Let’s face it, open data is cool. But only a fraction of what’s available will used in any meaningful, or valuable, way. The real value of data isn’t in the data itself. Its what you do with it, and how you do it.

For example, raw data that’s being collected by the National Data Buoy Center isn’t directly valuable to a fisherman off the coast of Maine, but an app on his mobile phone that predicts currents and storms is.

While the potential use cases for the data are interesting, the real value at scale will come through organizations that create those applications and take them to market.

Companies that create value added applications are in the information market, not the data market. 

Scarcity drives prices up

The other factors that will determine pricing are scarcity and propriety. The EIU dataset selling for $21,900 per year is a niche focused and specialized set. There simply aren’t many other places you can go to get that level of data. And odds are, the handful of companies that have the need for that data also have deep enough pockets to pay for it.

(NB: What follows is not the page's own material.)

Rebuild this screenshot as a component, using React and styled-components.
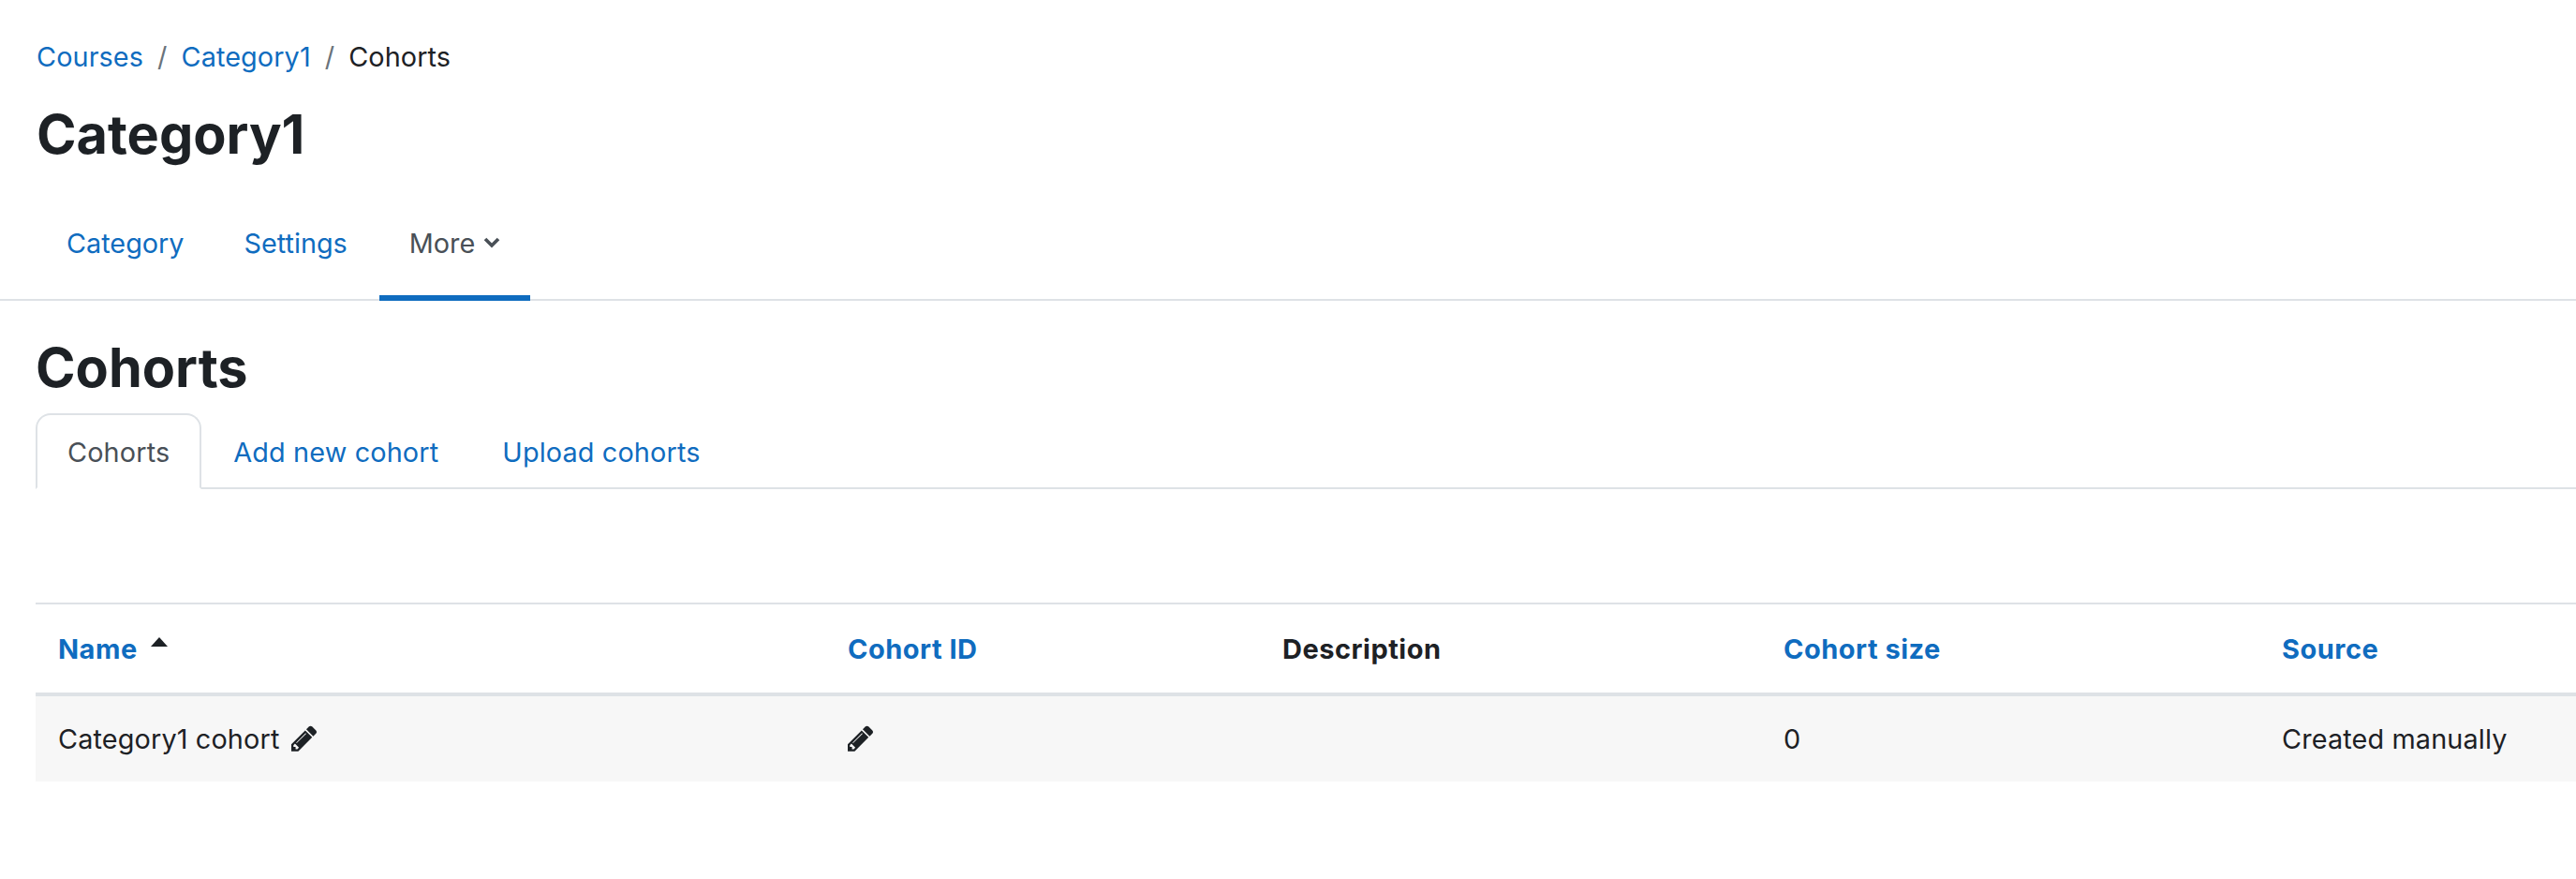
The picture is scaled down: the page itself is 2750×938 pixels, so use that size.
import React from "react";
import styled, { createGlobalStyle } from "styled-components";

const GlobalStyle = createGlobalStyle`
  html, body {
    margin: 0;
    background: #fff;
    overflow: hidden;
  }
  body {
    font-family: Inter, "Liberation Sans", sans-serif;
    font-size: 28.8px;
    color: #1d2125;
  }
  * {
    box-sizing: border-box;
  }
`;

const Pencil = ({ flush }) => (
  <PencilIcon $flush={flush} viewBox="128 128 1515 1536">
    <path d="M491 1536l91-91-235-235-91 91v107h128v128h107zm523-928q0-22-22-22-10 0-17 7l-542 542q-7 7-7 17 0 22 22 22 10 0 17-7l542-542q7-7 7-17zm-54-192l416 416-832 832h-416v-416zm683 96q0 53-37 90l-166 166-416-416 166-165q36-38 90-38 53 0 91 38l235 234q37 39 37 91z" />
  </PencilIcon>
);

const App = () => {
  return (
    <Page>
      <GlobalStyle />
      <Header>
        <Breadcrumb>
          <Link href="#">Courses</Link>
          <Slash>/</Slash>
          <Link href="#">Category1</Link>
          <Slash>/</Slash>
          <span>Cohorts</span>
        </Breadcrumb>
        <Title>Category1</Title>
      </Header>
      <Nav>
        <NavItem href="#">Category</NavItem>
        <NavItem href="#">Settings</NavItem>
        <NavItem href="#" $active>
          More
          <svg width="18" height="12" viewBox="0 0 18 12">
            <polyline points="2,2 9,9 16,2" fill="none" stroke="#495057" strokeWidth="3.6" />
          </svg>
        </NavItem>
      </Nav>
      <Main>
        <Heading>Cohorts</Heading>
        <Tabs>
          <Tab href="#" $active>Cohorts</Tab>
          <Tab href="#">Add new cohort</Tab>
          <Tab href="#">Upload cohorts</Tab>
        </Tabs>
        <Table>
          <colgroup>
            <Col $w={843} />
            <Col $w={464} />
            <Col $w={535} />
            <Col $w={532} />
            <Col $w={338} />
          </colgroup>
          <thead>
            <tr>
              <Th>
                <Link href="#">Name</Link>
                <SortCaret />
              </Th>
              <Th><Link href="#">Cohort ID</Link></Th>
              <Th>Description</Th>
              <Th><Link href="#">Cohort size</Link></Th>
              <Th><Link href="#">Source</Link></Th>
            </tr>
          </thead>
          <tbody>
            <Row>
              <Td>
                Category1 cohort
                <Pencil />
              </Td>
              <Td><Pencil flush /></Td>
              <Td />
              <Td>0</Td>
              <Td>Created manually</Td>
            </Row>
          </tbody>
        </Table>
      </Main>
    </Page>
  );
};

export default App;

const Page = styled.div`
  width: 2750px;
  height: 938px;
  overflow: hidden;
`;
const Header = styled.header`
  padding: 38px 0 0 39px;
`;
const Breadcrumb = styled.nav`
  display: flex;
  align-items: center;
  height: 45px;
  line-height: 45px;
  letter-spacing: 0.1px;
`;
const Link = styled.a`
  color: #0f6cbf;
  text-decoration: none;
`;
const Slash = styled.span`
  color: #6a737b;
  margin: 0 15px;
`;
const Title = styled.h1`
  margin: 24px 0 0;
  font-size: 57.6px;
  line-height: 72px;
  font-weight: 700;
`;
const Nav = styled.nav`
  display: flex;
  height: 118px;
  margin-top: 24px;
  padding-left: 39px;
  border-bottom: 2px solid #dee2e6;
`;
const NavItem = styled.a`
  display: flex;
  align-items: center;
  gap: 9px;
  height: 118px;
  margin-left: ${(props) => (props.$active ? "2px" : 0)};
  padding: 0 32px;
  color: ${(props) => (props.$active ? "#495057" : "#0f6cbf")};
  border-bottom: 6px solid ${(props) => (props.$active ? "#0f6cbf" : "transparent")};
  text-decoration: none;
`;
const Main = styled.main`
  padding-left: 38px;
`;
const Heading = styled.h2`
  margin: 35px 0 0;
  font-size: 57.6px;
  line-height: 72px;
  font-weight: 700;
`;
const Tabs = styled.div`
  display: flex;
  height: 81px;
  margin-top: 13px;
  border-bottom: 2px solid #dee2e6;
`;
const Tab = styled.a`
  display: flex;
  align-items: center;
  height: 81px;
  padding: 1px 32px 0;
  letter-spacing: 0.15px;
  color: ${(props) => (props.$active ? "#495057" : "#0f6cbf")};
  background: ${(props) => (props.$active ? "#fff" : "transparent")};
  border: 2px solid ${(props) => (props.$active ? "#dee2e6" : "transparent")};
  border-bottom-color: ${(props) => (props.$active ? "#fff" : "transparent")};
  border-radius: 16px 16px 0 0;
  text-decoration: none;
`;
const Table = styled.table`
  width: 2712px;
  margin-top: 121px;
  table-layout: fixed;
  border-collapse: collapse;
  border-top: 2px solid #dee2e6;
`;
const Col = styled.col`
  width: ${(props) => props.$w}px;
`;
const Th = styled.th`
  height: 97px;
  padding: 0 24px;
  text-align: left;
  font-size: 29px;
  font-weight: 700;
  letter-spacing: 0.5px;
  border-bottom: 4px solid #dee2e6;
`;
const SortCaret = styled.span`
  display: inline-block;
  margin-left: 14px;
  vertical-align: 13px;
  border-left: 9px solid transparent;
  border-right: 9px solid transparent;
  border-bottom: 10px solid #1d2125;
`;
const Row = styled.tr`
  background: #f7f7f7;
`;
const Td = styled.td`
  height: 93px;
  padding: 0 24px;
  letter-spacing: 0.15px;
`;
const PencilIcon = styled.svg`
  width: 27px;
  height: 28px;
  margin-left: ${(props) => (props.$flush ? 0 : "13px")};
  vertical-align: -3px;
  fill: #1d2125;
`;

Proprietary data is what companies or governments are collecting on their own about people or things. This type of information can be very valuable if it can deliver insight into monetizable actions.

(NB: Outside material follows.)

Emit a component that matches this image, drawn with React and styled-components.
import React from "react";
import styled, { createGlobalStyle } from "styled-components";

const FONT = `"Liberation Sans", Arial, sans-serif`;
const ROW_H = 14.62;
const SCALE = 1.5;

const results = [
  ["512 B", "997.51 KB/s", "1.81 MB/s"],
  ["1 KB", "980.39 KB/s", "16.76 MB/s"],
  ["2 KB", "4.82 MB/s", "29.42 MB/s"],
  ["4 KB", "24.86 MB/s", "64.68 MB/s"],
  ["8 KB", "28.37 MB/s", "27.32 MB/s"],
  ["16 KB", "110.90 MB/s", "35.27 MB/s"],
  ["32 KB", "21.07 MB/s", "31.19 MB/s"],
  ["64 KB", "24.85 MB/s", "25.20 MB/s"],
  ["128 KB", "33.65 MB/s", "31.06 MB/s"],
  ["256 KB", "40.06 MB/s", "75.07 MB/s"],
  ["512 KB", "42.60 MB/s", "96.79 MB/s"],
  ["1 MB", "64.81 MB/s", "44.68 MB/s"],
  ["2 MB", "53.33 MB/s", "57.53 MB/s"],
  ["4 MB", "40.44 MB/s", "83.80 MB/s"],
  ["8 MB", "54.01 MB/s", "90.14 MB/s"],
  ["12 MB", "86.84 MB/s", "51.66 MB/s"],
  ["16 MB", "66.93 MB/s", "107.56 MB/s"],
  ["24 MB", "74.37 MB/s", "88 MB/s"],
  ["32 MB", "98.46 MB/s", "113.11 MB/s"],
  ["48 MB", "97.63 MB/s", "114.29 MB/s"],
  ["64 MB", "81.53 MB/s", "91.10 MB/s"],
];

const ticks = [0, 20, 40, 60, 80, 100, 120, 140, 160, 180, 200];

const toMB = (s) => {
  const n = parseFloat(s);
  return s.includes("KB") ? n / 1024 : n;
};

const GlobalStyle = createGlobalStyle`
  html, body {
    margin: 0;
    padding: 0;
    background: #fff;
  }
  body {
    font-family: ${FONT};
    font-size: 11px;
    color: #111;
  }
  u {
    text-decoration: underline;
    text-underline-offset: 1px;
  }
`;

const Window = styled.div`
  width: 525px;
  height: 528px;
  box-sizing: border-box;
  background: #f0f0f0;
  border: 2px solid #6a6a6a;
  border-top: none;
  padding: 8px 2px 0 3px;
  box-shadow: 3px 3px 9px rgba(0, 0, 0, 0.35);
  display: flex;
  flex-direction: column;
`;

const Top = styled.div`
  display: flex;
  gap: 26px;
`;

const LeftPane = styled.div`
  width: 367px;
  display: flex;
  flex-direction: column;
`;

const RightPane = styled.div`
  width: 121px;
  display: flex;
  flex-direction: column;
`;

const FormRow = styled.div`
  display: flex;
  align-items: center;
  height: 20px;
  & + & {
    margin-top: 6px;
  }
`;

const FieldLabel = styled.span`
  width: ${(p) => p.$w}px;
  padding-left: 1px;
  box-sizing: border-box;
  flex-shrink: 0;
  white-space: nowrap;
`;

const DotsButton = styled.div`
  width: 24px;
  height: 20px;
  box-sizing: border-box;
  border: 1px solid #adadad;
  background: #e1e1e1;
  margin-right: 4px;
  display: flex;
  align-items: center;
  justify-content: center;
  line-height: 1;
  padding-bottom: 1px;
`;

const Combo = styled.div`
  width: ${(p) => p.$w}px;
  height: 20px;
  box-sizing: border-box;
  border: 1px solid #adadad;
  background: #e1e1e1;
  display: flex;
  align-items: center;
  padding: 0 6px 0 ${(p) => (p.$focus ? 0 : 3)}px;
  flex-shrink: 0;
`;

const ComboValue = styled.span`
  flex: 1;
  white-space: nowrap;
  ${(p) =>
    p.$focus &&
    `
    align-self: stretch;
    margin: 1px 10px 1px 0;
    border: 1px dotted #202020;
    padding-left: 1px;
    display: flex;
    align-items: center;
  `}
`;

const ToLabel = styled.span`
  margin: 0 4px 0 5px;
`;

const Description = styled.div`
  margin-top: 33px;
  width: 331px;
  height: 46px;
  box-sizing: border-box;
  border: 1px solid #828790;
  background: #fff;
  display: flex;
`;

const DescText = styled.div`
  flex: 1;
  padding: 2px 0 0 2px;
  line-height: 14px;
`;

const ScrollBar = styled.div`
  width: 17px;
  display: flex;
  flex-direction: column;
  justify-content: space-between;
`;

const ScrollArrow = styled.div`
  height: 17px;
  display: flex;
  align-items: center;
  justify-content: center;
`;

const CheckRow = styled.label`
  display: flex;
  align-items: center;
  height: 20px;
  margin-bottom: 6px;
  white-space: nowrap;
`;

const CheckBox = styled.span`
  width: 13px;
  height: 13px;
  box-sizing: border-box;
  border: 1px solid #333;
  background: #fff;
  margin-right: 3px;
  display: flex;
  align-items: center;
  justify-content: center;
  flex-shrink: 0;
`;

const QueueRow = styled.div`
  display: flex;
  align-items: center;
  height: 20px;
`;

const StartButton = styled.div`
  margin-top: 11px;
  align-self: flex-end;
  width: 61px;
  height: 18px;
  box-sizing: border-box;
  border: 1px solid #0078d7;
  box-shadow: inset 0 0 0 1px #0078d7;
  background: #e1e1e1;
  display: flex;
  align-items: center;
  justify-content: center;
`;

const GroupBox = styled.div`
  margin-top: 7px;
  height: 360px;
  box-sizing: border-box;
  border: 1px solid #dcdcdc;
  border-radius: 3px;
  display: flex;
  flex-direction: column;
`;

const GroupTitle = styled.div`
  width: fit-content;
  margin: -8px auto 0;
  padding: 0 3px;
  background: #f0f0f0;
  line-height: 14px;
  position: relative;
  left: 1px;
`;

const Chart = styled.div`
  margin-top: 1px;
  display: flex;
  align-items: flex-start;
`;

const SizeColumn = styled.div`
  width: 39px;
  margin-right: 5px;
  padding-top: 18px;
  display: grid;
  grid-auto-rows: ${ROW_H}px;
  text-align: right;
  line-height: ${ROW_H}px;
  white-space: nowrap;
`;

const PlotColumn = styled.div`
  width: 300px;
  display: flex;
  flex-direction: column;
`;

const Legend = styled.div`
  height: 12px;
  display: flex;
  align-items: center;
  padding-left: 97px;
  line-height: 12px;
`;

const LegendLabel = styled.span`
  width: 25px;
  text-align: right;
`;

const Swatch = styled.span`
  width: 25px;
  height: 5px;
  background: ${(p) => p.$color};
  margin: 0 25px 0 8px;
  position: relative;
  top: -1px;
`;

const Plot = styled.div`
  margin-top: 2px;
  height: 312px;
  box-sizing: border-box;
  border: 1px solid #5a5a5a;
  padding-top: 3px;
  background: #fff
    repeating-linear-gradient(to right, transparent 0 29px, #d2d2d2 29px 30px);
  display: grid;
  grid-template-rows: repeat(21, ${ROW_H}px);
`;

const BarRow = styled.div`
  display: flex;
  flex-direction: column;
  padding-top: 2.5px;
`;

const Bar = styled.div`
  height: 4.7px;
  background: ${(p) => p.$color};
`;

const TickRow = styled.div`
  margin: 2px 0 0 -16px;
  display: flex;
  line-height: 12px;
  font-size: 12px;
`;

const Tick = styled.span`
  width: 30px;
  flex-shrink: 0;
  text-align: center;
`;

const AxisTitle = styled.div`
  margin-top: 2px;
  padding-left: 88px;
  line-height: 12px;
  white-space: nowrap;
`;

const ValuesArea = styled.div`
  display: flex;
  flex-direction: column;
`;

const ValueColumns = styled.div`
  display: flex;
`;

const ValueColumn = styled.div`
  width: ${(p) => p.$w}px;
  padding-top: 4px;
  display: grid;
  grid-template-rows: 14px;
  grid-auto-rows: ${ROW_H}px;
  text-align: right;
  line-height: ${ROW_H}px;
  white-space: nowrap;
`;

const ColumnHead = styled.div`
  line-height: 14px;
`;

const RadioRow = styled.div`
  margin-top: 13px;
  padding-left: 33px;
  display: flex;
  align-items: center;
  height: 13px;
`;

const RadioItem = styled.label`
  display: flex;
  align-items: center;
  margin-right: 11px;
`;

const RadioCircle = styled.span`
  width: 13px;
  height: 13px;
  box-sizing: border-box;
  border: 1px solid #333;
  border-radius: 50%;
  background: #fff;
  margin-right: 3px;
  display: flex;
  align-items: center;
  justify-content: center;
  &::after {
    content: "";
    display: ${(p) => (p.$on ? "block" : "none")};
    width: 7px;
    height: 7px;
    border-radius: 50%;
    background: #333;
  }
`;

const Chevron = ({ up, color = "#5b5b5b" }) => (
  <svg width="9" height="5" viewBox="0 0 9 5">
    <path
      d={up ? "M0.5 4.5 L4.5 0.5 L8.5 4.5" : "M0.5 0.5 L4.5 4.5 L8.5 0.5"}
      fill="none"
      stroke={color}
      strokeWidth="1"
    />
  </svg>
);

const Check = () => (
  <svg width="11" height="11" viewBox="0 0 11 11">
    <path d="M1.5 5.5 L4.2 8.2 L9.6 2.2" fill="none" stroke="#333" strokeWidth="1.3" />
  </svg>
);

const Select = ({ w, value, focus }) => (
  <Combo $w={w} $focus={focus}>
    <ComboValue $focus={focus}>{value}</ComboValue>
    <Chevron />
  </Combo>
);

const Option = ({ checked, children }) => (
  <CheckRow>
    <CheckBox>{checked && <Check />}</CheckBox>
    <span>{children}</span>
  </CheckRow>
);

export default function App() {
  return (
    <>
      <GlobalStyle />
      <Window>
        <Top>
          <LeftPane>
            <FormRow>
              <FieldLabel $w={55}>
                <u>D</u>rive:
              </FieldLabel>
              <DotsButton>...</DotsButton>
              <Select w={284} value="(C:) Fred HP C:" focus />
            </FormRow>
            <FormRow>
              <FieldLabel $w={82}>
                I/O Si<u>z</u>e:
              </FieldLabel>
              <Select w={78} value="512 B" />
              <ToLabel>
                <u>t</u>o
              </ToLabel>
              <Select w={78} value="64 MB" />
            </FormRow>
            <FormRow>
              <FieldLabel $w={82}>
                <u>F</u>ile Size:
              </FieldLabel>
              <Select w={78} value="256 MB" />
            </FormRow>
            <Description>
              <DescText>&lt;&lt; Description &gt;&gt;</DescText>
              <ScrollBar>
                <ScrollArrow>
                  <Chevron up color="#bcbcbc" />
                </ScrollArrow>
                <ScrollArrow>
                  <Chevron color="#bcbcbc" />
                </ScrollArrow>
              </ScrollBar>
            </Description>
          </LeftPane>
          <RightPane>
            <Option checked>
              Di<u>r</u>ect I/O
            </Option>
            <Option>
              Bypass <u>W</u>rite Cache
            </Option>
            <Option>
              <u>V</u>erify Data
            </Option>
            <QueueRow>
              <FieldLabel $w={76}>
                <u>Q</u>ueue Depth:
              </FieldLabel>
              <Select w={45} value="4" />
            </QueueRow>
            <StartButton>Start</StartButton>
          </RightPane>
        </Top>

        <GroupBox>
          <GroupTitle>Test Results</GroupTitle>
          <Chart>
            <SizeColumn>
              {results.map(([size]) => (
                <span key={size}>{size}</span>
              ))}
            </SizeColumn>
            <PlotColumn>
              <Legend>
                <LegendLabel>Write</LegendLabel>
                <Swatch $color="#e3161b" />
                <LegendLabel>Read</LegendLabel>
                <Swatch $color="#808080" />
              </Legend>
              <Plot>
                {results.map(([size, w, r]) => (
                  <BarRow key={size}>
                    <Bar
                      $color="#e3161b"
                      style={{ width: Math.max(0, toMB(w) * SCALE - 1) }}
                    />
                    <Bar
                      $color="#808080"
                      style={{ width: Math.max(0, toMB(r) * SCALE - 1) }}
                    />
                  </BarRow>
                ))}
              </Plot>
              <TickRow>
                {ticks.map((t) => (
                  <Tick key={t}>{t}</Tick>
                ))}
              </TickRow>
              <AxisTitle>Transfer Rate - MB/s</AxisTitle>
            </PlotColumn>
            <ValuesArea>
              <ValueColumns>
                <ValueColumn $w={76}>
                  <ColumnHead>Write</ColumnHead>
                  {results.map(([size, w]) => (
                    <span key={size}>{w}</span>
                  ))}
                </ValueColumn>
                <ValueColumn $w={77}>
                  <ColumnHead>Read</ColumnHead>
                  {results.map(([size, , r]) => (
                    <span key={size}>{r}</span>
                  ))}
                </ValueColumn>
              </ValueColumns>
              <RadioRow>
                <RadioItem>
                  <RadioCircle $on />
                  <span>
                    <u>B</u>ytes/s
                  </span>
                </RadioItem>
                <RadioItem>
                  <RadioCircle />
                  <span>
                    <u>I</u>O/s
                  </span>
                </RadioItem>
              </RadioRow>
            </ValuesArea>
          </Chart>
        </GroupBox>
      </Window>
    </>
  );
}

Some companies will make a killing off of selling their proprietary data. Facebook potentially being one of them. But these will number in the few. It’s going to be increasingly tough to create and manage truly proprietary data.

Buy, Sell, Hold?

Without question, the data market will shape up to be an interesting one. Most raw data is going to be cheap or free. Refined or enriched data will drive its own market price based on the value it brings to the people that can use it.

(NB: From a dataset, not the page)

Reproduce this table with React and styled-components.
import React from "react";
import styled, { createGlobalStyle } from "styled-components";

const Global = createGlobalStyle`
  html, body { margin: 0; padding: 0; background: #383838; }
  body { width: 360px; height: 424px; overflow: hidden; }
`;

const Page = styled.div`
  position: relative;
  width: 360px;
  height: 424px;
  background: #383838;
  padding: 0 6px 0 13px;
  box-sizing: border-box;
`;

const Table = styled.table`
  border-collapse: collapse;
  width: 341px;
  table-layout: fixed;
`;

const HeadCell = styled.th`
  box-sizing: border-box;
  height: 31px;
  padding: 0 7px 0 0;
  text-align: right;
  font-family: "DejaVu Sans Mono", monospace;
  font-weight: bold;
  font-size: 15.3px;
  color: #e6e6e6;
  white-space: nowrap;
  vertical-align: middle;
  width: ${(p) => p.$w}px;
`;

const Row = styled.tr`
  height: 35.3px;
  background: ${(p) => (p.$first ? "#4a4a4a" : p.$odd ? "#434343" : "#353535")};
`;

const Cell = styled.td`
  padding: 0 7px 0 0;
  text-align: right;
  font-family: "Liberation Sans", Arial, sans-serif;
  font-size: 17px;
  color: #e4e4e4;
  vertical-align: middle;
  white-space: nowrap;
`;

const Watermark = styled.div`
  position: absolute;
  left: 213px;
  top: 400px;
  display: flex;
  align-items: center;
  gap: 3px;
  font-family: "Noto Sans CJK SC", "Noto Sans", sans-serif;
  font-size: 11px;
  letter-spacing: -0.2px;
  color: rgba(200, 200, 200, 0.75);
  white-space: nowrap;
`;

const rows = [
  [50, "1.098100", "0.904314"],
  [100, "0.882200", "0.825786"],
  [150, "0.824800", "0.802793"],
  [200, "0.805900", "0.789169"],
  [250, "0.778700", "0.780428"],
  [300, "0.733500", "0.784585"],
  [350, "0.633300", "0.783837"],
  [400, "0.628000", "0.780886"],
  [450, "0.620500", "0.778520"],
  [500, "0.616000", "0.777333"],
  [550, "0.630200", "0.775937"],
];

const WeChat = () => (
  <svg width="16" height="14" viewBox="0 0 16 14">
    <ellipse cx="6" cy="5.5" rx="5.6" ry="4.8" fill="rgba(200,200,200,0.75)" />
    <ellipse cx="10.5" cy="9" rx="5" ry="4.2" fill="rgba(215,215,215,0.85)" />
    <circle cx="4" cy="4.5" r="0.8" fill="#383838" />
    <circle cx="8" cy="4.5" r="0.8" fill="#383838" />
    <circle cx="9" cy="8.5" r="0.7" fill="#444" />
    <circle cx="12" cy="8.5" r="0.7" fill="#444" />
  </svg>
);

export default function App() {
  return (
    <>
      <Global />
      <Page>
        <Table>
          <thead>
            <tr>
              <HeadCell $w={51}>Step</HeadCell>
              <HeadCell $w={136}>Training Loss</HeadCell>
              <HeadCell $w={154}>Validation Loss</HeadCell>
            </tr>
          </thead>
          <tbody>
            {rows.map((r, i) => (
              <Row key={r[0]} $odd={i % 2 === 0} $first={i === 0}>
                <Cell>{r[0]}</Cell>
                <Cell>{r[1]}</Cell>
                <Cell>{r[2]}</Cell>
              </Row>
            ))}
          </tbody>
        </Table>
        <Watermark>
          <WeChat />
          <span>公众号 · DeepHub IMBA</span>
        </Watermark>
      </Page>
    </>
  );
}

Deep and proprietary data about things and people will be valuable, as well as targeted data sets that help organizations solve unique problems. But I think by and large, the value created will be at the contextualization and application layers.

The more complete, cleansed, refined, contextualized and scarce the data – the more it will be worth. Land grabbing data and trying to resell it is simply not a model that will make any money in the long run.

Sign-up for Updates
Like data and startups? This is your place.

Please note: I reserve the right to delete comments that are offensive or off-topic.

Leave a Reply

Your email address will not be published.

4 thoughts on “The Big Data Landgrab, Are You Missing Out?

  1. Agree Chris. In fact, even InfoChimps would agree with you.  6 months ago, they were in the business to sell datasets.  Then 6 months later when you visit their website, they are really no longer in the business of selling data, although they do that a bit still.  They are now in the business of helping companies set up data analysis engines in the cloud.  They realized that land grabbing a bunch of data is really not all that valuable.
    What will be interesting to me in the coming years will be to watch whole industries to see who shifts to letting go of their data and who doesn’t.  Will retailers start pooling all of their transactional data together into a Data Market so they can all make better decisions about merchandising, availability, upselling, crosselling etc..?  Will insurance companies start pooling their data on claims to make better decisions together as an industry about risks in order to offer more choices or options to the uninsured or under-insured?
    My sense is that many of these companies and industries will begin to see that it is not just about their internal data, so they will begin to share data in verticals to enrich the customer experience and make smarter choices as a company.  Then they will realize that it is not just about their vertical, but there is a whole set of data external to the company that will enrich their data even more to bring new insights and business models or even whole new companies into the world to help solve problems. 
    I think the real value of Social Media, specifically Twitter and Facebook, long term will not be so much the ROI of Social Media and selling more stuff or “listening” to customers.  But instead the true value of these channels over the long term will be that they started to open the eyes of us all about the value of external data and how it can help companies layer external data on to internal data to learn more and make better decisions.

  2. Some really great points in your article Chris. Agreeing with Rob’s comment — Infochimps still provides a data marketplace, but becoming a perk more than the main event. In creating that marketplace we pioneered and gained a lot of experience in a complex Big Data analytics stack. Now we’re packaging it and making it available as an “analytics platform” because — in my honest opinion — the market is still a little too young for a truly open data marketplace to fully shine. Companies are still trying to wrangle their data. They want visibility of the data they own before they can even begin to bring context to it. They want to be able to handle the real-time data flows of live customer transactions or off-the-wire tweets. We’re helping companies by abstracting away the complexity of a Big Data stack, while letting them get all the benefits of the applications you can build and insights you can generate — and it’s providing way more value than just providing a bunch of random data sets.

    Eventually, the data marketplace concept will return to the market as whole — as data gets manageable, the issue will be context and richness, not visibility. However until then, we’ll help companies get to visibility and business value, and we can provide some initial context by taking data — either our own or someone else’s (like Experian, Gnip, etc.) — and help directly augment data with that context. Giving you the raw data set to then figure out what to do with is much more challenging for the customer.Regarding free versus paid data  — it’s relatively easy to create a data storefront or catalog. It’s much more complex to allow people to upload or sell their own data. Cleanliness of data and detailed enough documentation is a big issue in a crowd-sourced marketplace. Also transaction sizes are typically small for the kind of data that most people want to sell. Larger scale data companies like Experian or Epsilon have massive or highly specific/curated data sets that are much more expensive, and they create direct relationships with their customers for their customers. Overall a complex market to navigate.

  3. Rob, I agree with your point about social being the gateway to understanding the value of data rather than being the end game itself. The idea of companies pooling their data to make smarter choices is an interesting one. It seems though that would eliminate (or at least minimize) the competitive advantages that data can bring to an organization. My sense is that the first ones to figure it out aren’t going to be keen on sharing much. Obama, as example, is apprehensive of sharing his prized data even within his own party.

    Although, if your hypothesis holds true then there will be a huge opportunity for data intermediaries…

  4. Tim, thank you for the very insightful comment. It’s interesting to see the different stratas of data providers that you laid out. I also love where you guys are going in the marketplace, its an exciting space and you guys are leading the way.